Não sendo uma profissão regulamentada em Curitiba, de acordo com o advogado do Conselho Regional de Óptica e Optometria do Estado do Paraná (CROO-PR) em Curitiba, Fábio Merger, as decisões sobre os limites da atuação do optometrista seguem avaliações jurídicas antigas e defasadas.

“Existe uma progressão história em relação sobre as supostas proibições aos optometristas, baseadas em dois decretos, um de 1932 e outro de 1934. Nesta época inclusive, o profissional que existia se chamava ótico prático, que é muito diferente do profissional de hoje, que tem formação. E quando os decretos surgiram, nem mesmo havia um especialista médico para tratar dos olhos. Muito tempo passou e as leis permaneceram sem avanços”, ressalta o advogado. Segundo ele, a partir de 2008 o Superior Tribunal de Justiça (STJ) passou a ter vários entendimentos favoráveis à optometria, embora não exista uma análise consolidada.

Segundo o advogado, a questão é discutida nos tribunais e conta com a interpretação de cada juiz. Em julgamento hoje há uma ADPF (arguição de descumprimento de preceito fundamental) e casos individuais. “A ADPF 131, que tem como objetivo questionar os decretos de 1932 e 1934, que hoje, em alguns lugares são interpretados como impeditivos para que os optometristas atuem. Além dos decretos, você não tem nenhuma restrição à optometria. Existem também projetos de lei para regulamentar a optometria já apresentados, mas hoje eles estão arquivados”.

Foto: Felipe Rosa.
Foto: Felipe Rosa.

O que dizem os médicos?

O presidente do Conselho Brasileiro de Oftalmologia (CBO) Homero Gusmão afirma que “o Congresso Nacional já decidiu no ano de 2011, arquivando o projeto de lei que buscava a regulamentação da optometria”. Segundo ele, “já havia e ainda há lei federal que impõe os limites de atuação do optometrista. Temos conhecimentos da atuação de optometrista em outros países, que inclusive, a exemplo dos EUA, estão vendo agora a gravidade desta atuação ilimitada”.

Para o presidente do CBO, regulamentar a optometria em território nacional não traria benefícios aos pacientes. “Caso a população seja atendida por profissional não médico, temos um risco muito grande, da ausência de diagnóstico adequado”. No entanto, segundo Gusmão, a classe médica não é contrária à regulamentação da profissão. “É um equívoco o argumento utilizado pelos optometristas, de que esta ‘ocupação‘ não é regulamentada. Os decretos 20931/32 e 24.492/34 definem bem quais são os limites de atuação do optometrista, que não podem ter consultório para atender clientes, realizar consultas, exames e prescrever óculos ou adaptar lentes de contato por que isso, por lei, são atos médicos.
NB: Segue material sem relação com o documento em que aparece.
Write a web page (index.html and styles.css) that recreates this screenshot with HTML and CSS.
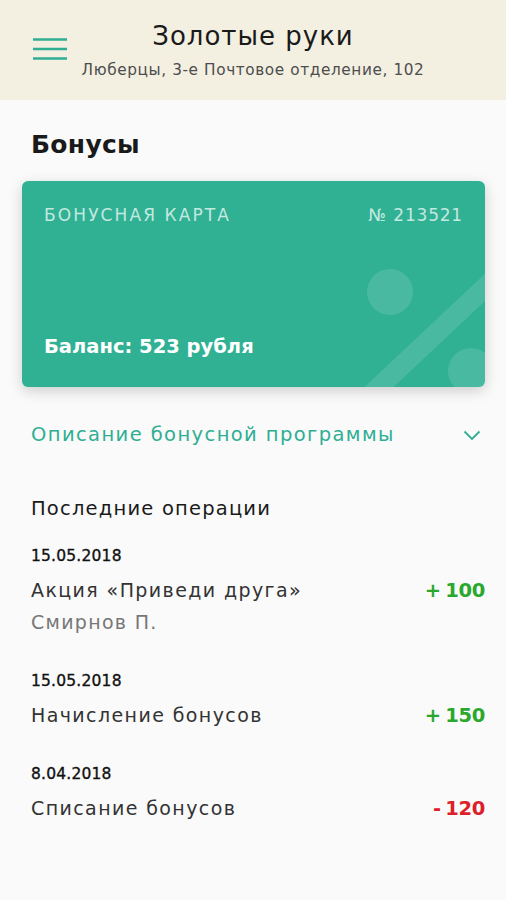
FILE: index.html
```html
<!DOCTYPE html>
<html lang="ru">
<head>
<meta charset="utf-8">
<title>Бонусы</title>
<link rel="stylesheet" href="styles.css">
</head>
<body>
<header class="header">
  <div class="menu-col">
    <svg class="menu-icon" width="34" height="24" viewBox="0 0 34 24">
      <path d="M0 2.5H34M0 12H34M0 21.5H34" stroke="#2fae93" stroke-width="2.6" fill="none"/>
    </svg>
  </div>
  <div class="title-block">
    <div class="title">Золотые руки</div>
    <div class="subtitle">Люберцы, 3-е Почтовое отделение, 102</div>
  </div>
  <div></div>
</header>
<main class="content">
  <h1 class="page-title">Бонусы</h1>
  <section class="card">
    <div class="card-top">
      <span class="card-label">БОНУСНАЯ КАРТА</span>
      <span class="card-number">№ 213521</span>
    </div>
    <div class="card-balance">Баланс: 523 рубля</div>
    <svg class="card-deco" width="130" height="130" viewBox="0 0 130 130">
      <circle cx="35" cy="35" r="23" fill="#ffffff" fill-opacity="0.12"/>
      <path d="M-10 162 L140 21" stroke="#ffffff" stroke-opacity="0.12" stroke-width="20" fill="none"/>
      <circle cx="116" cy="114" r="23" fill="#ffffff" fill-opacity="0.12"/>
    </svg>
  </section>
  <div class="program">
    <span>Описание бонусной программы</span>
    <svg class="chevron" width="18" height="11" viewBox="0 0 18 11">
      <path d="M1.5 1.5 L9 9 L16.5 1.5" stroke="#2fae93" stroke-width="1.8" fill="none"/>
    </svg>
  </div>
  <h2 class="ops-title">Последние операции</h2>
  <ul class="ops">
    <li class="op">
      <div class="op-date">15.05.2018</div>
      <div class="op-row">
        <div class="op-name">Акция «Приведи друга»</div>
        <div class="op-sum plus">+ 100</div>
      </div>
      <div class="op-sub">Смирнов П.</div>
    </li>
    <li class="op">
      <div class="op-date">15.05.2018</div>
      <div class="op-row">
        <div class="op-name">Начисление бонусов</div>
        <div class="op-sum plus">+ 150</div>
      </div>
    </li>
    <li class="op">
      <div class="op-date">8.04.2018</div>
      <div class="op-row">
        <div class="op-name">Списание бонусов</div>
        <div class="op-sum minus">- 120</div>
      </div>
    </li>
  </ul>
</main>
</body>
</html>
```
FILE: styles.css
```css
* { box-sizing: border-box; }
html, body { margin: 0; padding: 0; }
body {
  width: 506px;
  height: 900px;
  background: #fafafa;
  font-family: "DejaVu Sans", "Open Sans", sans-serif;
  color: #1e1e1e;
  overflow: hidden;
}
.header {
  height: 100px;
  background: #f3efe1;
  display: grid;
  grid-template-columns: 1fr auto 1fr;
  align-items: start;
}
.menu-col { padding: 37px 0 0 33px; }
.menu-icon { display: block; }
.title-block { text-align: center; padding-top: 20px; }
.title {
  font-size: 26px;
  font-weight: 400;
  color: #1a1a1a;
  line-height: 32px;
  letter-spacing: 1px;
}
.subtitle {
  font-size: 15.3px;
  color: #4d4d4d;
  line-height: 22px;
  margin-top: 7px;
  letter-spacing: 0.6px;
}
.content { padding: 0 21px 0 22px; }
.page-title {
  margin: 27px 0 0 9px;
  font-size: 25px;
  font-weight: 700;
  line-height: 36px;
  color: #1a1a1a;
  letter-spacing: 0.3px;
}
.card {
  position: relative;
  margin-top: 18px;
  height: 206px;
  background: #30b194;
  border-radius: 6px;
  box-shadow: 0 4px 14px rgba(0, 0, 0, 0.18);
  padding: 22px 22px 0 22px;
  display: flex;
  flex-direction: column;
  overflow: hidden;
}
.card-top {
  display: flex;
  justify-content: space-between;
  font-size: 17px;
  line-height: 24px;
  color: rgba(255, 255, 255, 0.72);
}
.card-label { letter-spacing: 2.1px; }
.card-number { letter-spacing: 0.8px; }
.card-balance {
  margin-top: auto;
  margin-bottom: 25px;
  font-size: 19.5px;
  font-weight: 700;
  line-height: 30px;
  color: #ffffff;
}
.card-deco {
  position: absolute;
  right: 0;
  bottom: 0;
}
.program {
  margin: 30px 4px 0 9px;
  display: flex;
  justify-content: space-between;
  align-items: center;
  color: #2fae93;
  font-size: 19.5px;
  font-weight: 400;
  line-height: 36px;
  letter-spacing: 1.4px;
}
.chevron { display: block; }
.ops-title {
  margin: 42px 0 0 9px;
  font-size: 19.5px;
  font-weight: 400;
  line-height: 28px;
  color: #1a1a1a;
  letter-spacing: 1.2px;
}
.ops { list-style: none; margin: 0; padding: 0 0 0 9px; }
.op { padding-top: 22px; }
.op + .op { padding-top: 34px; }
.op-date {
  font-size: 15.5px;
  font-weight: 400;
  line-height: 22px;
  color: #111111;
  letter-spacing: 0.2px;
  -webkit-text-stroke: 0.35px #111111;
}
.op-row {
  display: flex;
  justify-content: space-between;
  align-items: baseline;
  margin-top: 10px;
}
.op-name {
  font-size: 19px;
  line-height: 26px;
  color: #333333;
  letter-spacing: 1.4px;
}
.op-sum {
  font-size: 19.5px;
  font-weight: 700;
  line-height: 26px;
  letter-spacing: -0.3px;
  word-spacing: -2px;
}
.plus { color: #2aa82e; }
.minus { color: #dc1f2a; }
.op-sub {
  margin-top: 4px;
  font-size: 19px;
  line-height: 28px;
  color: #777777;
  letter-spacing: 1.3px;
}
```
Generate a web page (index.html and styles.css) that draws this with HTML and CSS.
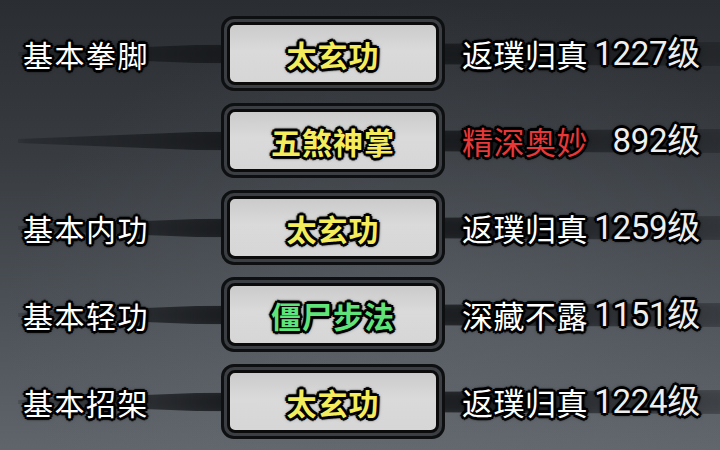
FILE: index.html
```html
<!DOCTYPE html>
<html lang="zh-CN">
<head>
  <meta charset="UTF-8" />
  <title>武学</title>
  <link rel="stylesheet" href="styles.css">
</head>
<body>
  <div class="list">
    <div class="row">
      <div class="label">基本拳脚</div>
      <div class="slot"><div class="slot-inner yellow">太玄功</div></div>
      <div class="info"><span class="rank">返璞归真</span><span class="level">1227级</span></div>
    </div>
    <div class="row">
      <div class="label"></div>
      <div class="slot"><div class="slot-inner yellow">五煞神掌</div></div>
      <div class="info"><span class="rank red">精深奥妙</span><span class="level">892级</span></div>
    </div>
    <div class="row">
      <div class="label">基本内功</div>
      <div class="slot"><div class="slot-inner yellow">太玄功</div></div>
      <div class="info"><span class="rank">返璞归真</span><span class="level">1259级</span></div>
    </div>
    <div class="row">
      <div class="label">基本轻功</div>
      <div class="slot"><div class="slot-inner green">僵尸步法</div></div>
      <div class="info"><span class="rank">深藏不露</span><span class="level">1151级</span></div>
    </div>
    <div class="row">
      <div class="label">基本招架</div>
      <div class="slot"><div class="slot-inner yellow">太玄功</div></div>
      <div class="info"><span class="rank">返璞归真</span><span class="level">1224级</span></div>
    </div>
  </div>
</body>
</html>
```

FILE: styles.css
```css
html, body {
  margin: 0;
  height: 100%;
}

body {
  width: 720px;
  height: 450px;
  overflow: hidden;
  font-family: "Noto Sans CJK SC", sans-serif;
  white-space: nowrap;
  background:
    radial-gradient(ellipse at 60% 70%, rgba(120,126,134,0.25), rgba(0,0,0,0) 70%),
    linear-gradient(180deg, #2a2d31 0%, #383c41 35%, #4d5258 70%, #60656b 100%);
}

.list {
  display: flex;
  flex-direction: column;
  gap: 12px;
  padding-top: 16px;
}

.row {
  position: relative;
  display: grid;
  grid-template-columns: 221px 224px 275px;
  grid-template-rows: 75px;
  height: 75px;
  align-items: center;
}

/* dark brush streak behind each row */
.row::before {
  content: "";
  position: absolute;
  left: 18px;
  right: -10px;
  top: 22px;
  height: 32px;
  background: linear-gradient(90deg, rgba(22,24,27,0.35), rgba(22,24,27,0.95) 30%, rgba(22,24,27,0.9) 65%, rgba(22,24,27,0.4));
  clip-path: polygon(0 44%, 25% 22%, 100% 12%, 100% 88%, 25% 78%, 0 56%);
  filter: blur(6px);
}

.label, .rank, .level, .slot-inner {
  text-shadow:
    2px 0 0 #000, -2px 0 0 #000, 0 2px 0 #000, 0 -2px 0 #000,
    2px 2px 0 #000, -2px 2px 0 #000, 2px -2px 0 #000, -2px -2px 0 #000,
    3px 0 1px #000, -3px 0 1px #000, 0 3px 1px #000, 0 -3px 1px #000,
    0 0 5px #000;
}

.label {
  position: relative;
  padding-left: 23px;
  color: #fff;
  font-size: 30px;
  letter-spacing: 1.5px;
  line-height: 1;
}

.slot {
  position: relative;
  box-sizing: border-box;
  height: 75px;
  padding: 3px;
  border: 3px solid #0e0f10;
  border-radius: 13px;
  background: #3b3f44;
}

.slot-inner {
  box-sizing: border-box;
  height: 100%;
  display: flex;
  align-items: center;
  justify-content: center;
  border: 3px solid #0b0b0b;
  border-radius: 8px;
  background: linear-gradient(180deg, #cbcbcb 0%, #dadada 45%, #d6d6d6 100%);
  font-size: 30px;
  font-weight: bold;
  letter-spacing: 1px;
  line-height: 1;
}

.yellow { color: #f4ec5c; }
.green { color: #5fe47a; }

.info {
  position: relative;
  display: flex;
  justify-content: space-between;
  align-items: center;
  padding-left: 17px;
  padding-right: 20px;
  line-height: 1;
}

.rank {
  color: #fff;
  font-size: 31px;
  letter-spacing: 0.5px;
}

.rank.red { color: #e83838; }

.level {
  color: #eeeeee;
  font-family: "Roboto", "Noto Sans CJK SC", sans-serif;
  font-size: 33px;
  letter-spacing: -0.3px;
}
```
A nossa defesa é que seja cumprida a lei vigente e seja fiscalizada qualquer tipo de atuação irregular ou ilegal nesse sentido”.

Segundo Gusmão, a Lei do Ato de 2013 define que são atos privativos de médico a determinação do prognóstico relativo ao diagnóstico nosológico, que á a conceituação da doença que acomete o ser humano. Além disto, para o CBO, miopia, hipermetropia e astigmatismo, por exemplo, não são apenas erros refrativos, já que estão referenciadas na versão atualizada da Classificação Estatística Internacional de Doenças e Problemas Relacionados à Saúde como CID H52.

De acordo com o Decreto 21.942 de 1934, os optometristas estão aptos para manipular ou fabricar lentes de grau, fazer o aviamento de receitas óticas fornecidas por médico oculista, substituir por lentes por outras de grau idêntico e datar e assinar diariamente o livro de registro do receituário de ótica. “O optometrista é o profissional ideal para ser o responsável pela ótica e a fabricação das lentes. Mas não para diagnosticar e tratar doenças, visto que isso compete ao médico. Esses atos são atos privativos de médicos e somente esses, por definição legal, podem realizá-los”, frisa o presidente do CBO.